The most revealing mark of how far we’ve come, though, was apparent the night after former Reform MP, and then independent MP, Chuck Cadman, passed away from cancer. The biggest day in Cadman’s whole career came near the end of his life, when the House recently voted on a Conservative opposition-sponsored vote of non-confidence in the scandal-plagued Paul Martin-led minority Liberal government. There was good reason to believe then that, had the non-confidence motion carried, the ensuing general election might have handed Stephen Harper and the Conservative Party the reigns of at least a minority government. It would have been the crowning achievement for Harper who was present at the founding of the Reform Party in 1987. Going into the non-confidence vote, the Liberals figured on having 152 votes with the support of the Jack Layton-lead NDP, and the Conservatives figured on the support of 153 votes with the support of the Quebec separatist Bloc Quebecois. Only independent Chuck Cadman’s mind was unknown. If he voted with his old chums in the Conservative Party, the much-hated Liberal regime, propped up by the even more hated NDP who forced through a last-minute big-government budget in exchange for support, would have met its sorry fate. But Cadman chose to back the Liberals, thereby tying the vote at 153 each and throwing the tie-breaker to the government-supporting Speaker of the House.

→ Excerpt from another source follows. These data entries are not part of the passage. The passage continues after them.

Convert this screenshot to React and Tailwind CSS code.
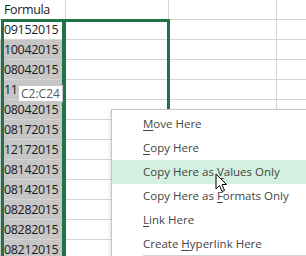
import React from 'react';

const values = [
  '09152015',
  '10042015',
  '08042015',
  '11',
  '08042015',
  '08172015',
  '12172015',
  '08142015',
  '08142015',
  '08282015',
  '08282015',
  '08212015',
];

const menuItems = [
  { pre: '', key: 'M', post: 'ove Here' },
  { pre: '', key: 'C', post: 'opy Here' },
  { pre: 'Copy Here as ', key: 'V', post: 'alues Only', active: true },
  { pre: 'Copy Here as ', key: 'F', post: 'ormats Only' },
  { pre: '', key: 'L', post: 'ink Here' },
  { pre: 'Create ', key: 'H', post: 'yperlink Here' },
];

const Row = ({ children, shaded }) => (
  <div className="flex h-[20px] border-b border-[#d4d4d4]">
    <div
      className={`w-[66px] shrink-0 border-r border-[#d4d4d4] pl-[4px] flex items-center pt-[1px] text-[12.5px] tracking-[-0.35px] text-[#1a1a1a] ${
        shaded ? 'bg-[#c6c6c6]' : 'bg-white'
      }`}
    >
      {children}
    </div>
    <div className="w-[103px] shrink-0 border-r border-[#d4d4d4]" />
    <div className="w-[108px] shrink-0 border-r border-[#d4d4d4]" />
    <div className="flex-1" />
  </div>
);

const App = () => {
  return (
    <div className="relative w-[306px] h-[256px] overflow-hidden bg-white font-['Open_Sans',sans-serif]">
      <div className="flex flex-col">
        <Row>Formula</Row>
        {values.map((v, i) => (
          <Row key={i} shaded={i > 0}>
            {v}
          </Row>
        ))}
      </div>

      {/* selection outlines */}
      <div className="absolute left-[1px] top-[19px] w-[169px] h-[260px] border-[3px] border-[#217346]" />
      <div className="absolute left-[62px] top-[19px] w-[4px] h-[260px] bg-[#217346]" />

      {/* range tooltip */}
      <div className="absolute left-[18px] top-[85px] h-[17px] px-[2px] bg-white border border-[#c8c8c8] text-[12px] leading-[15px] text-[#575757]">
        C2:C24
      </div>

      {/* context menu */}
      <div className="absolute left-[111px] top-[109px] w-[220px] bg-white border border-[#c6c6c6] pt-[2px] shadow-[-1px_1px_3px_rgba(0,0,0,0.12)]">
        {menuItems.map((item, i) => (
          <div
            key={i}
            className={`h-[24px] flex items-center pl-[31px] text-[11.5px] text-[#444] ${
              item.active ? 'bg-[#d3f0e0]' : ''
            }`}
          >
            <span>
              {item.pre}
              <span className="underline underline-offset-[2px]">{item.key}</span>
              {item.post}
            </span>
          </div>
        ))}
        <div className="ml-[31px] -mt-[1px] border-t border-[#d4d4d4]" />
      </div>

      {/* mouse pointer */}
      <svg
        className="absolute left-[215px] top-[173px]"
        width="13"
        height="21"
        viewBox="0 0 13 21"
      >
        <path
          d="M1 1 L1 16 L4.5 12.5 L7 18.5 L9.5 17.5 L7 11.5 L11.5 11.5 Z"
          fill="white"
          stroke="black"
          strokeWidth="1"
          strokeLinejoin="miter"
        />
      </svg>
    </div>
  );
};

export default App;
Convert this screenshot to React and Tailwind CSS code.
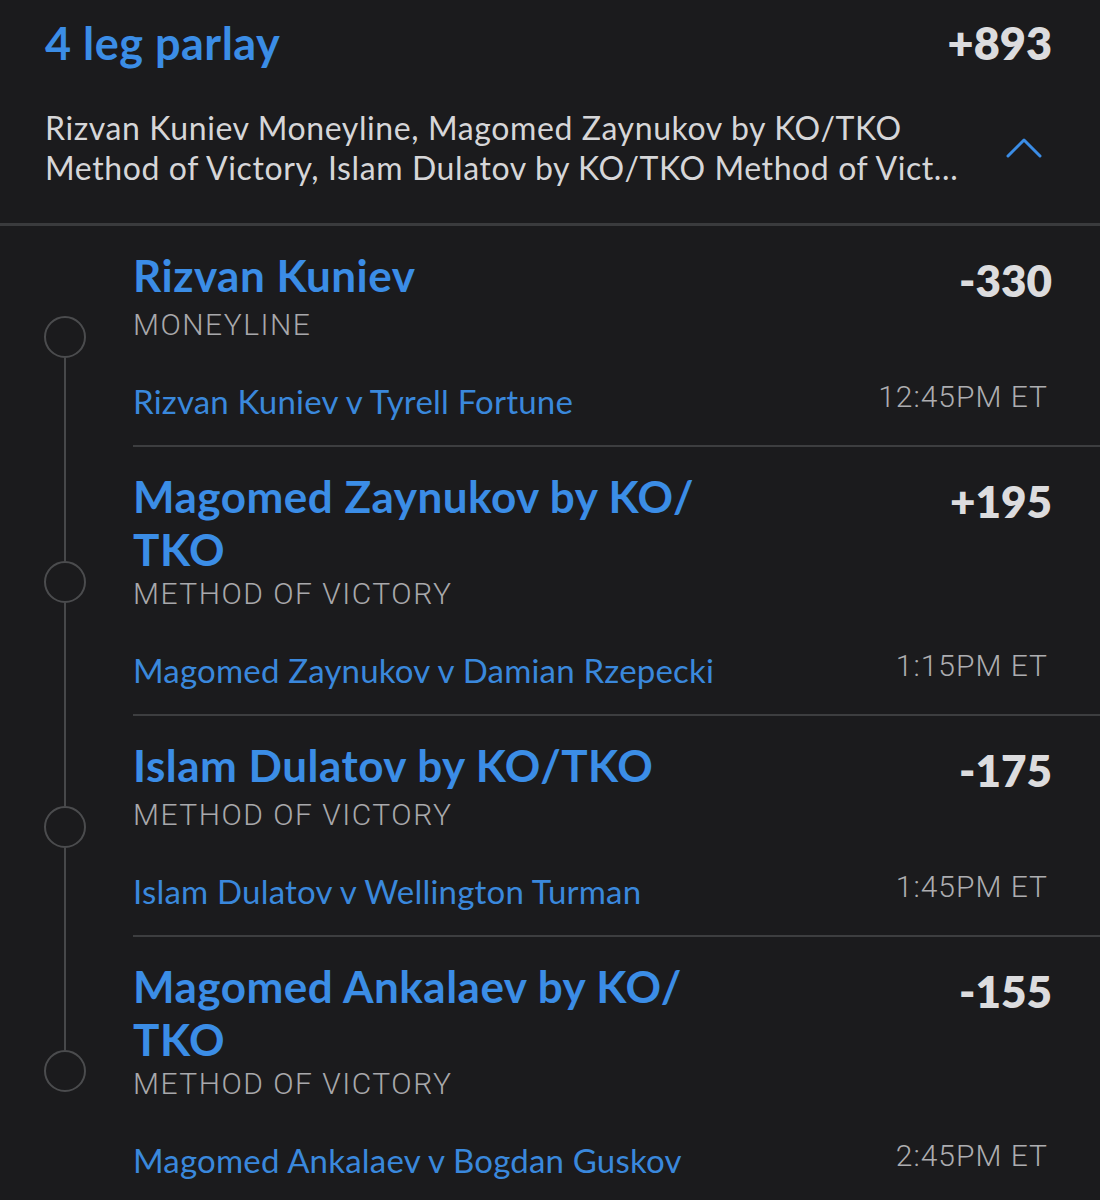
import React from 'react';

const legs = [
  {
    pick: 'Rizvan Kuniev',
    market: 'MONEYLINE',
    odds: '-330',
    event: 'Rizvan Kuniev v Tyrell Fortune',
    time: '12:45PM ET',
  },
  {
    pick: 'Magomed Zaynukov by KO/TKO',
    market: 'METHOD OF VICTORY',
    odds: '+195',
    event: 'Magomed Zaynukov v Damian Rzepecki',
    time: '1:15PM ET',
  },
  {
    pick: 'Islam Dulatov by KO/TKO',
    market: 'METHOD OF VICTORY',
    odds: '-175',
    event: 'Islam Dulatov v Wellington Turman',
    time: '1:45PM ET',
  },
  {
    pick: 'Magomed Ankalaev by KO/TKO',
    market: 'METHOD OF VICTORY',
    odds: '-155',
    event: 'Magomed Ankalaev v Bogdan Guskov',
    time: '2:45PM ET',
  },
];

const marketLabel = (m) => (m === 'MONEYLINE' ? 'Moneyline' : 'Method of Victory');

// first line of the collapsed summary is the first two legs, the rest gets cut with an ellipsis
const summaryHead = legs
  .slice(0, 2)
  .map((leg) => `${leg.pick}${leg.market === 'MONEYLINE' ? ` ${marketLabel(leg.market)}` : ''}`)
  .join(', ');
const summaryTail = [
  `${marketLabel(legs[1].market)}`,
  ...legs.slice(2).map((leg) => `${leg.pick} ${marketLabel(leg.market)}`),
].join(', ');

// allow the pick to wrap right after the slash, like "KO/" | "TKO"
const PickText = ({ text }) => {
  const parts = text.split('/');
  return parts.map((p, i) => (
    <React.Fragment key={i}>
      {p}
      {i < parts.length - 1 && (
        <>
          /<wbr />
        </>
      )}
    </React.Fragment>
  ));
};

const ChevronUp = () => (
  <svg width="36" height="22" viewBox="0 0 36 22" fill="none" className="mr-[10px]">
    <polyline points="2,19 18,3 34,19" stroke="#3b8de6" strokeWidth="3" strokeLinecap="round" strokeLinejoin="round" />
  </svg>
);

// left rail: half line above, ring, half line below
const Rail = ({ first, last }) => (
  <div className="w-[133px] shrink-0 flex flex-col items-center pr-[3px]">
    <div className={`flex-1 w-[2px] ${first ? 'bg-transparent' : 'bg-[#47484a]'}`} />
    <div className="w-[42px] h-[42px] rounded-full border-2 border-[#4b4c4e] shrink-0" />
    <div className={`flex-1 w-[2px] ${last ? 'bg-transparent' : 'bg-[#47484a]'}`} />
  </div>
);

const Leg = ({ leg, first, last }) => (
  <div className="flex">
    <Rail first={first} last={last} />
    <div className={`flex-1 pr-[48px] pt-[23px] pb-[22px] ${last ? '' : 'border-b-2 border-[#3d3e40]'}`}>
      <div className="flex justify-between">
        <div className="max-w-[600px] text-[44px] leading-[53px] tracking-[0.5px] font-bold text-[#3b8de6]">
          <PickText text={leg.pick} />
        </div>
        <div className="mt-[5px] text-[44px] leading-[53px] font-extrabold text-[#dcdcde]">{leg.odds}</div>
      </div>
      <div className="font-['Roboto',sans-serif] font-light text-[30px] leading-[36px] tracking-[1.5px] text-[#a8a8ab]">
        {leg.market}
      </div>
      <div className="mt-[36px] flex justify-between items-center">
        <div className="text-[33px] leading-[40px] tracking-[0.2px] text-[#3a88dc]">{leg.event}</div>
        <div className="mb-[8px] mr-[4px] font-['Roboto',sans-serif] font-light text-[30px] leading-[36px] tracking-[1px] text-[#adadb0]">
          {leg.time}
        </div>
      </div>
    </div>
  </div>
);

export default function App() {
  return (
    <div className="min-h-screen bg-[#1b1b1d] font-['Lato','Open_Sans',sans-serif] overflow-hidden">
      <div className="pl-[45px] pr-[48px] pt-[17px] pb-[35px]">
        <div className="flex justify-between">
          <div className="text-[45px] leading-[53px] tracking-[0.5px] font-bold text-[#3b8de6]">4 leg parlay</div>
          <div className="text-[45px] leading-[53px] font-extrabold text-[#dcdcde]">+893</div>
        </div>
        <div className="mt-[38px] flex items-center justify-between">
          <div className="w-[930px] text-[32px] leading-[40px] tracking-[0.6px] text-[#d6d6d8]">
            <p className="truncate">{summaryHead}</p>
            <p className="truncate">{summaryTail}</p>
          </div>
          <ChevronUp />
        </div>
      </div>
      <div className="h-[3px] bg-[#3a3b3d]" />
      <div>
        {legs.map((leg, i) => (
          <Leg key={leg.event} leg={leg} first={i === 0} last={i === legs.length - 1} />
        ))}
      </div>
    </div>
  );
}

So, on the biggest day of his political career, Cadman betrayed the 18-year-long Reform project on the eve of its final success, and joined the NDP in backing the Liberals and squelching the chance for a general election long enough for the stench of the biggest string of scandals in Canadian history to dissipate under the sweltering summer heat. You’d think he’d be crucified. Instead, he was grudgingly applauded by the Reform nutbars; and then, after he soon thereafter died, he was widely praised and his family enjoyed what was nearly a state funeral attended by the Liberal Prime Minister no less. To a caller on All-Extremist Radio CKNW, Cadman was held aloft as the example of what all politicians should be like. It turns out that there is one thing more important than allegiance to the Reform Party and its long-running project to install a blindly pro-US regime in Ottawa: an independent mind, one willing to honestly (and fairly quietly) consult with constituents.
This newspaper, which has never shied away from avowing a strong ant-Bush regime bias and has consistently maintained the most suspicious regard for all things corporate, has recently expanded its circulation into richest Canadian postal code-zone West Vancouver; it’s received well there, with more copies picked up on that side of the water than on Main Street. This change, sweeping and profound though it appears to be in all these examples, nonetheless remains invisible to virtually all sectors of the media, and it is completely unreflected in the policies and candidates of all parties involved in all levels of governance. That’s too bad, because for the first time I think in my lifetime, things appear to be changing for what I am pretty sure is the better. How can it not be good to cheer Bertuzzi and chase Ronald MacDonald from the building, to celebrate the conversion of a harm-reduction-activist mayor, to support vastly and enduringly another mayor with a sane drug strategy, to cheer a film that nails bad corporate behavior, and to celebrate the singularly powerful act of a quiet and independent representative? Something is building in this city and I like it.